- Theatrical release poster
- Directed by: Arthur Benzaquen
- Written by: Daive Cohen
- Produced by: Jérôme Seydoux Daniel Tordjman Jonathan Blumenthal Romain Le Grand Patrick Quinet Frantz Richard
- Starring: Kev Adams William Lebghil Jean-Paul Rouve Vanessa Guide Audrey Lamy Éric Judor
- Cinematography: Pierre Aïm
- Edited by: Brian Schmitt
- Music by: Maxime Desprez Michael Tordjman
- Production companies: Pathé M6 Films 74 films Artémis Productions
- Distributed by: Pathé
- Release date: 14 October 2015;
- Running time: 107 minutes
- Country: France
- Language: French
- Budget: $16 million
- Box office: $35.8 million

= The New Adventures of Aladdin =

The New Adventures of Aladdin (original title: Les Nouvelles Aventures d'Aladin) is a 2015 French comedy film directed by Arthur Benzaquen and starring Kev Adams. A sequel, Alad'2, was released on October 3, 2018.

==Plot==
On Christmas Eve, Sam and his friend Khaled are disguised as Santas in the Galeries Lafayette, hoping to steal everything that falls into their laps. Unfortunately, Sam is stuck with children aged between 6 and 10 years and they ask him to tell them a story. Initially, he refuses but when the floor manager insists, he tells the story of Aladdin with his own spins and twists. The main characters of the story are a representation of people in his real life. His desire to be a rapper, traveler and rich is incorporated with the children's fantasy requests in the story.
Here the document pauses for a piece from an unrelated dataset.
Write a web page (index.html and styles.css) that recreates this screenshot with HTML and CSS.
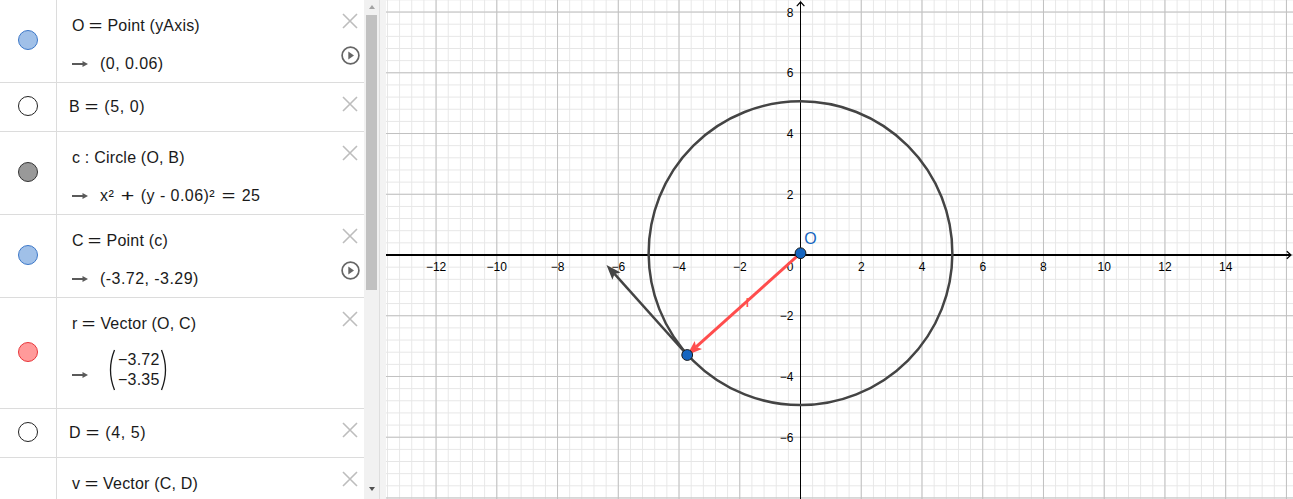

In the end, he decides not to steal and, like Aladdin, he owns who he is with his girlfriend, confessing that he is not a financier or someone who does philanthropic work, but a simple poor person who loves her dearly.

==Cast==
- Kev Adams as Aladin / Sam
- William Lebghil as Khaled
- Jean-Paul Rouve as The Vizier
- Vanessa Guide as Princess Shallia / Sofia
- Audrey Lamy as Rababa / Barbara
- Arthur Benzaquen as The Magician
- Éric Judor as The Genius
- Michel Blanc as The Sultan / Sofia's father
- Ramzy Bedia as Balouad
- La Fouine as The Deceitful
- Cyril Hanouna as Radio Voice
- Michaël Cohen as The Twin Brother
- Youssef Hajdi as Cheik Loukoums
- Ali Karamoko as Kamel Toe

==Sequel==
A sequel, Alad'2, was confirmed in August 2017. It was released on October 3, 2018, with Adams, Guide, Rouve, and Judor reprising their roles.